Above: Kirkwood Highway at Harmony Road, the site of a new WaWa Super Store where NCC Code was met and bike lanes installed. However, as the cyclist in the distance is about to demonstrate, one is forced to move out into the high speed lane to avoid a traffic channelizing island (aka Pork Chop) before entering the properly designed bike lane. This came as quite a surprise, since DelDOT policy requires a 5' offset (4' in exceptional cases) between these islands and the white edge/shoulder line through intersections. DelDOT was notified via email on May 22, and agreed the island configuration is incorrect and will work on a mechanism to get it adjusted. However, no time frame was given.
Poster's Note: In summary, the above examples clearly illustrate that road advocacy must remain a top priority in our state. It is not my intention to blame DelDOT, New Castle Country, or anyone else involved in the development approval process that have led to these failures.
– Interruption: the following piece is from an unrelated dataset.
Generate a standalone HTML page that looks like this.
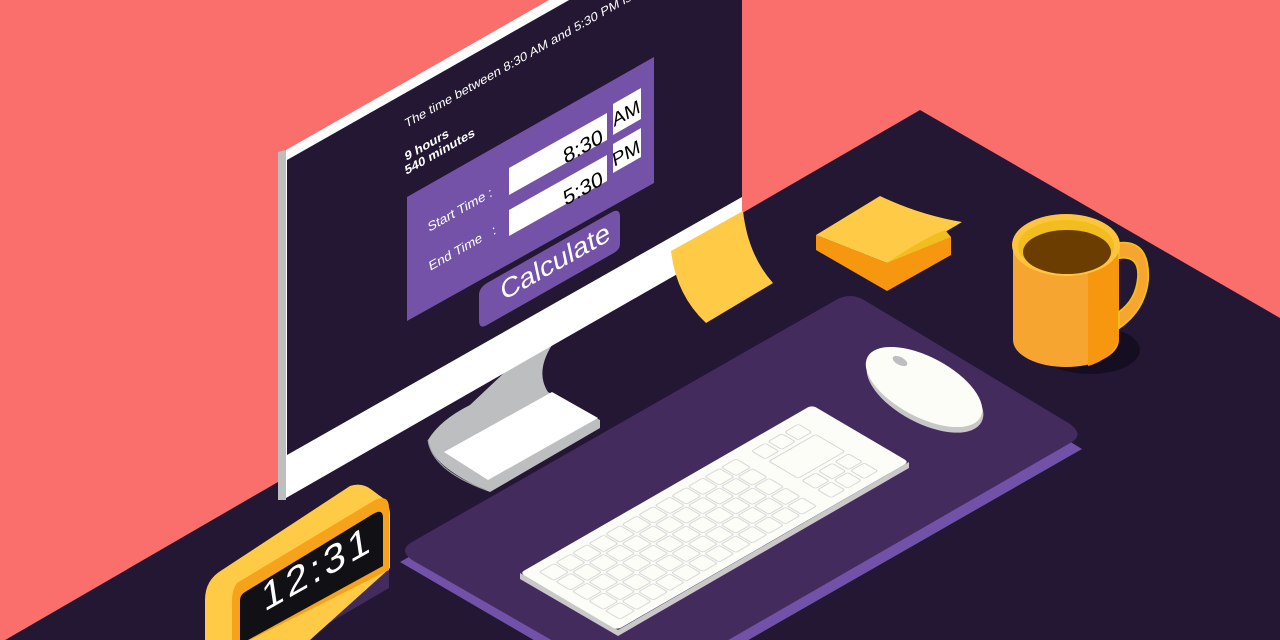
<!DOCTYPE html>
<html><head><meta charset="utf-8"><style>
html,body{margin:0;padding:0;width:1280px;height:640px;overflow:hidden;background:#FA6E6C}
svg{display:block}
text{font-family:"Liberation Sans",sans-serif}
</style></head><body>
<svg width="1280" height="640" viewBox="0 0 1280 640" xmlns="http://www.w3.org/2000/svg">
<defs>
<pattern id="keys" patternUnits="userSpaceOnUse" width="17" height="17" x="10" y="8">
<rect x="1" y="1" width="15" height="15" rx="2" fill="#FDFDF8" stroke="#D6D6D6" stroke-width="1"/>
</pattern>
</defs>
<rect width="1280" height="640" fill="#FA6E6C"/>
<polygon points="920,110 1280,318 1280,640 0,640 0,643" fill="#231733"/>

<ellipse cx="1090" cy="350" rx="50" ry="24" fill="#150E22"/>

<polygon points="400,562 850,306 1082,449 640,702" fill="#7252A8"/>
<path d="M412,542 L836,300 Q850,292 864,300 L1070,424 Q1084,434 1072,442 L652,684 Q640,690 628,684 L412,560 Q398,550 412,542 Z" fill="#442B5E"/>

<polygon points="520,573 520,579 618,636 909,468 909,462 618,630" fill="#C9C9C9"/>
<g transform="matrix(0.973,-0.56,0.97,0.57,520,573)">
<rect x="0" y="0" width="300" height="100" rx="4" fill="#FDFDF8"/>
<rect x="10" y="8" width="204" height="85" fill="url(#keys)"/>
<rect x="225" y="8" width="68" height="85" fill="#FDFDF8"/>
<rect x="228" y="10" width="14" height="14" rx="2" fill="#FDFDF8" stroke="#D6D6D6"/>
<rect x="245" y="10" width="14" height="14" rx="2" fill="#FDFDF8" stroke="#D6D6D6"/>
<rect x="262" y="10" width="14" height="14" rx="2" fill="#FDFDF8" stroke="#D6D6D6"/>
<rect x="228" y="28" width="48" height="30" rx="2" fill="#FDFDF8" stroke="#D6D6D6"/>
<rect x="228" y="62" width="14" height="14" rx="2" fill="#FDFDF8" stroke="#D6D6D6"/>
<rect x="245" y="62" width="14" height="14" rx="2" fill="#FDFDF8" stroke="#D6D6D6"/>
<rect x="262" y="62" width="14" height="14" rx="2" fill="#FDFDF8" stroke="#D6D6D6"/>
<rect x="245" y="78" width="14" height="14" rx="2" fill="#FDFDF8" stroke="#D6D6D6"/>
<rect x="262" y="78" width="14" height="14" rx="2" fill="#FDFDF8" stroke="#D6D6D6"/>
<rect x="228" y="78" width="14" height="14" rx="2" fill="#FDFDF8" stroke="#D6D6D6"/>
</g>

<ellipse cx="925" cy="392" rx="64" ry="31" transform="rotate(28 925 392)" fill="#C7C7C7"/>
<ellipse cx="924" cy="387" rx="64" ry="30" transform="rotate(28 924 387)" fill="#FDFDF8"/>
<ellipse cx="900" cy="361" rx="8" ry="4" transform="rotate(28 900 361)" fill="#BDBEC0"/>

<polygon points="816,235 816,250 887,291 951,255 951,237 887,263" fill="#F7970F"/>
<path d="M816,235 L880,196 Q920,215 962,222 L935,238 L951,237 L887,263 Z" fill="#FFCB47"/>
<path d="M887,263 Q920,240 945,230 L951,237 Z" fill="#F2BD1E"/>

<path d="M1013,245 L1013,340 A53,27 0 0 0 1119,340 L1119,245 Z" fill="#F7A531"/>
<path d="M1088,245 L1088,366 Q1110,360 1119,340 L1119,245 Z" fill="#F7970F"/>
<path d="M1119,243 Q1150,240 1148,280 Q1145,310 1119,328 L1119,312 Q1136,300 1138,278 Q1140,255 1119,258 Z" fill="#F7A531" stroke="#F2BD1E" stroke-width="2"/>
<ellipse cx="1066" cy="245" rx="54" ry="31" fill="#FFC43D"/>
<ellipse cx="1066" cy="246" rx="48" ry="26" fill="#F2BD1E"/>
<ellipse cx="1067" cy="252" rx="44" ry="22" fill="#6B3D00"/>

<path d="M505,372 L552,345 Q535,372 548,392 L600,420 L600,428 L490,492 L485,490 Q430,465 428,440 Q440,420 470,405 Z" fill="#BDBEC0"/>
<polygon points="444,452 552,392 598,418 488,480" fill="#FFFFFF"/>
<path d="M428,440 Q432,470 486,490" fill="none" stroke="#9E9FA2" stroke-width="1"/>

<polygon points="278,152 286,150 286,500 278,500" fill="#BDBEC0"/>
<polygon points="286,150 742,-110 742,237 286,498" fill="#FFFFFF"/>
<polygon points="287,160 742,-98 742,197 287,455" fill="#231733"/>

<polygon points="407,197 654,57 654,183 407,321" fill="#7352A7"/>
<polygon points="509,168 607,113 607,140 509,195" fill="#FFFFFF"/>
<polygon points="509,210 607,155 607,181 509,236" fill="#FFFFFF"/>
<polygon points="613,104 641,88 641,119 613,135" fill="#FFFFFF"/>
<polygon points="613,144 641,128 641,157 613,173" fill="#FFFFFF"/>
<path d="M487,283 L612,212 Q620,208 620,217 L620,244 Q620,250 612,254 L487,325 Q479,330 479,320 L479,295 Q479,288 487,283 Z" fill="#7352A7"/>

<g fill="#FFFFFF">
<text transform="translate(406,128) matrix(1,-0.567,0.22,1,0,0)" font-size="12">The time between 8:30 AM and 5:30 PM is:</text>
<text transform="translate(406,161) matrix(1,-0.567,0.22,1,0,0)" font-size="12" font-weight="bold">9 hours</text>
<text transform="translate(406,175) matrix(1,-0.567,0.22,1,0,0)" font-size="12" font-weight="bold">540 minutes</text>
<text transform="translate(429,232) matrix(1,-0.567,0.22,1,0,0)" font-size="12.5">Start Time :</text>
<text transform="translate(430,271) matrix(1,-0.567,0.22,1,0,0)" font-size="12.5">End Time&#160;&#160;&#160;:</text>
<text transform="translate(604,142) matrix(1,-0.567,0.22,1,0,0)" font-size="20" fill="#000" text-anchor="end">8:30</text>
<text transform="translate(604,184) matrix(1,-0.567,0.22,1,0,0)" font-size="20" fill="#000" text-anchor="end">5:30</text>
<text transform="translate(614,127) matrix(1,-0.567,0.22,1,0,0)" font-size="18" fill="#000">AM</text>
<text transform="translate(614,167) matrix(1,-0.567,0.22,1,0,0)" font-size="18" fill="#000">PM</text>
<text transform="translate(503,301) matrix(1,-0.567,0.22,1,0,0)" font-size="26">Calculate</text>
</g>

<path d="M671,251 L743,211 Q748,255 773,283 L706,323 Q676,295 671,251 Z" fill="#FFCB47"/>

<polygon points="300,640 389,588 389,565 340,600" fill="#442B5E"/>
<path d="M205,600 Q205,580 222,570 L350,486 Q362,482 372,490 L380,496 Q390,502 390,515 L390,568 L310,640 L205,640 Z" fill="#FFCB47"/>
<path d="M237,583 L375,500 Q389,494 389,508 L389,570 L250,640 L232,640 L232,600 Q232,590 237,583 Z" fill="#F7A21B"/>
<path d="M245,592 L373,514 Q383,508 383,518 L383,566 L248,640 L240,640 L240,600 Q240,595 245,592 Z" fill="#111014"/>
<text transform="translate(264,612) matrix(1,-0.567,0.15,1,0,0)" font-size="38" fill="#FFFFFF" font-family="Liberation Sans, sans-serif" letter-spacing="3">12:31</text>
</svg>
</body></html>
But it is my opinion that road advocacy has taken a back seat to the interests surrounding Trails and Pathways, and the notion of reducing the amount of bicyclists on the roads. That said, I acknowledge that these agencies have performed some excellent work in other areas and projects. I appreciate their efforts, and I will continue to highlight these positive examples as well in the coming weeks and months.

1 comment:

  1. Good post Frank. Policies mean squat if the final design fails in the end. We see this in Jersey all the time. Oddly enough bike facilities here in the West are fantastic and were probably built without convoluted policies and processes.